= Bill Jeffrey =

British civil servant

Sir William Alexander Jeffrey, KCB (born 28 February 1948) is a former senior British civil servant, who retired in the autumn of 2010.

Jeffrey was educated at Allan Glen's School, Glasgow, and the Glasgow University. He joined the Home Office in 1971. From 1998 until 2002 he was Political Director of the Northern Ireland Office, supporting the Prime Minister and successive Secretaries of State on the implementation of the Good Friday Agreement. He was subsequently Britain's most senior immigration official – director-general of the Immigration and Nationality Directorate – from 2002 to 2005.

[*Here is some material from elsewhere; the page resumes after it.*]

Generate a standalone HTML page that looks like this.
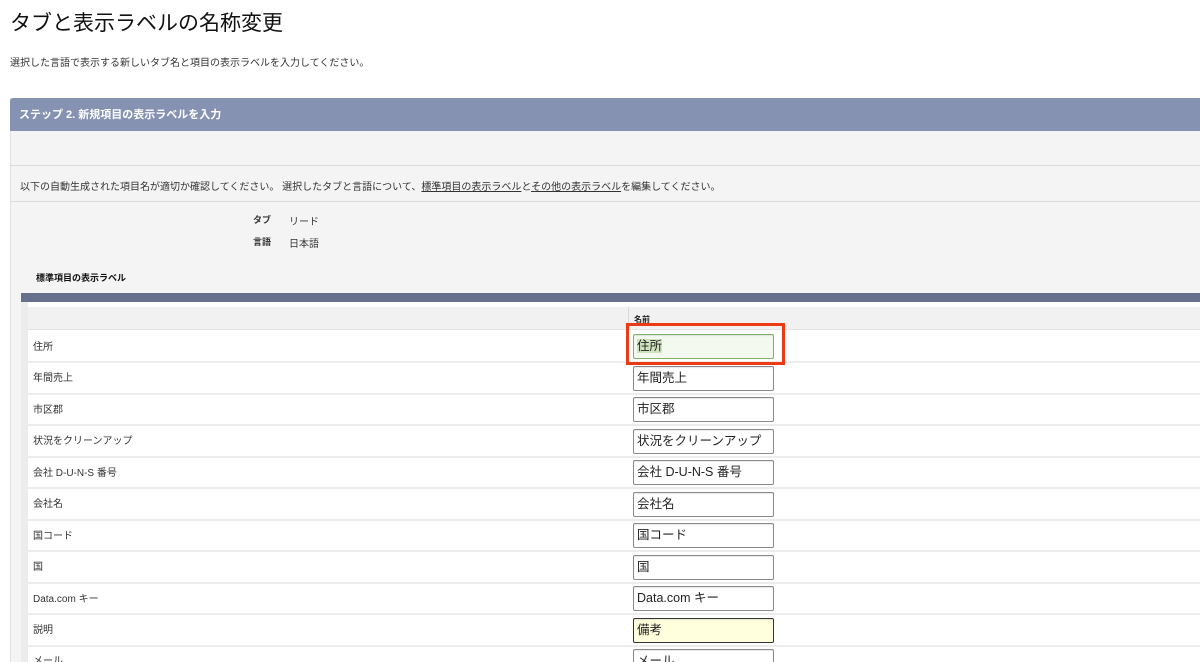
<!DOCTYPE html>
<html><head><meta charset="utf-8"><style>
*{margin:0;padding:0;box-sizing:border-box}
html,body{width:1200px;height:662px;overflow:hidden}
body{background:#fff;font-family:"Liberation Sans","Noto Sans CJK JP",sans-serif;color:#222;position:relative}
.a{position:absolute;white-space:nowrap}
.inp{position:absolute;left:633px;width:141px;height:25px;border:1px solid #8a8a8a;border-radius:2px;background:#fff;font-size:12.5px;line-height:22px;padding-left:3px;color:#222;box-shadow:inset 0 1px 1px rgba(0,0,0,.1)}
.lbl{position:absolute;left:33px;font-size:10px;color:#333;line-height:12px;margin-top:2px}
.sep{position:absolute;left:28px;right:0;height:2px;background:#ececec}
</style></head><body>
<div class="a" style="left:10px;top:7px;font-size:21px;color:#111">タブと表示ラベルの名称変更</div>
<div class="a" style="left:10px;top:54px;font-size:10px;color:#333">選択した言語で表示する新しいタブ名と項目の表示ラベルを入力してください。</div>

<div class="a" style="left:10px;top:98px;right:0;height:564px;background:#f4f4f4;border-left:1px solid #e2e2e2"></div>
<div class="a" style="left:10px;top:98px;right:0;height:33px;background:#8592b2;border-radius:3px 0 0 0"></div>
<div class="a" style="left:19px;top:106px;font-size:11px;font-weight:bold;color:#fff">ステップ 2. 新規項目の表示ラベルを入力</div>
<div class="a" style="left:10px;top:165px;right:0;height:1px;background:#dcdcdc"></div>
<div class="a" style="left:20px;top:178px;font-size:10px;color:#333">以下の自動生成された項目名が適切か確認してください。 選択したタブと言語について、<u>標準項目の表示ラベル</u>と<u>その他の表示ラベル</u>を編集してください。</div>
<div class="a" style="left:10px;top:201px;right:0;height:1px;background:#dcdcdc"></div>
<div class="a" style="left:253px;top:213px;font-size:9px;font-weight:bold;color:#333">タブ</div>
<div class="a" style="left:289px;top:213px;font-size:10px;color:#333">リード</div>
<div class="a" style="left:253px;top:235px;font-size:9px;font-weight:bold;color:#333">言語</div>
<div class="a" style="left:289px;top:235px;font-size:10px;color:#333">日本語</div>
<div class="a" style="left:36px;top:271px;font-size:9px;font-weight:bold;color:#111">標準項目の表示ラベル</div>

<div class="a" style="left:21px;top:293px;right:0;height:9px;background:#666f8b"></div>
<div class="a" style="left:21px;top:302px;width:7px;height:360px;background:#ececec"></div>
<div class="a" style="left:28px;top:302px;right:0;height:360px;background:#fff"></div>
<div class="a" style="left:28px;top:307px;right:0;height:23px;background:#f1f1f1;border-bottom:1px solid #e3e3e3"></div>
<div class="a" style="left:628px;top:307px;width:1px;height:23px;background:#dadada"></div>
<div class="a" style="left:634px;top:314px;font-size:8px;font-weight:bold;color:#222">名前</div>

<div class="sep" style="top:361px"></div><div class="sep" style="top:393px"></div><div class="sep" style="top:424px"></div><div class="sep" style="top:456px"></div><div class="sep" style="top:487px"></div><div class="sep" style="top:519px"></div><div class="sep" style="top:550px"></div><div class="sep" style="top:582px"></div><div class="sep" style="top:613px"></div><div class="sep" style="top:645px"></div>

<div class="lbl" style="top:340px">住所</div>
<div class="lbl" style="top:371px">年間売上</div>
<div class="lbl" style="top:403px">市区郡</div>
<div class="lbl" style="top:434px">状況をクリーンアップ</div>
<div class="lbl" style="top:466px">会社 D-U-N-S 番号</div>
<div class="lbl" style="top:497px">会社名</div>
<div class="lbl" style="top:529px">国コード</div>
<div class="lbl" style="top:560px">国</div>
<div class="lbl" style="top:592px">Data.com キー</div>
<div class="lbl" style="top:623px">説明</div>
<div class="lbl" style="top:654px">メール</div>

<div class="inp" style="top:334px;border-color:#7fb26a;background:#f4f9f0"><span style="background:#cfe3bf">住所</span></div>
<div class="inp" style="top:366px">年間売上</div>
<div class="inp" style="top:397px">市区郡</div>
<div class="inp" style="top:429px">状況をクリーンアップ</div>
<div class="inp" style="top:460px">会社 D-U-N-S 番号</div>
<div class="inp" style="top:492px">会社名</div>
<div class="inp" style="top:523px">国コード</div>
<div class="inp" style="top:555px">国</div>
<div class="inp" style="top:586px">Data.com キー</div>
<div class="inp" style="top:618px;background:#ffffdd;border-color:#333">備考</div>
<div class="inp" style="top:649px">メール</div>

<div class="a" style="left:626px;top:323px;width:159px;height:42px;border:3px solid #ec3a17"></div>
</body></html>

In April 2005 he joined the Cabinet Office as Security and Intelligence Coordinator, where he was the Prime Minister's principal adviser on security, intelligence, and counter-terrorism strategy. In September 2005 he was announced as Permanent Secretary of the Ministry of Defence.
Already a Companion of the Order of the Bath (CB), he was made Knight Commander of the Order of the Bath (KCB) in the 2007 New Year Honours List.

Bill Jeffrey is now Chair of the UK's independent policing think tank the Police Foundation.

==Criticism==
Jeffrey has been criticised by the Public Accounts Committee chairman Edward Leigh for prioritizing the renovating of leisure facilities over the "unacceptable housing" conditions for troops and their families. The paper said 19,000 service homes were in disrepair, half of all single accommodation was "below par" and that some servicemen would have to wait 20 years for improvements.
Edward Leigh said: "...you [Bill Jeffrey] have cut £13.5 million of essential work out of regional prime contracts, but you have obliged the same contractors to do £45 million on other projects, including resurfacing tennis courts and building all-weather pitches.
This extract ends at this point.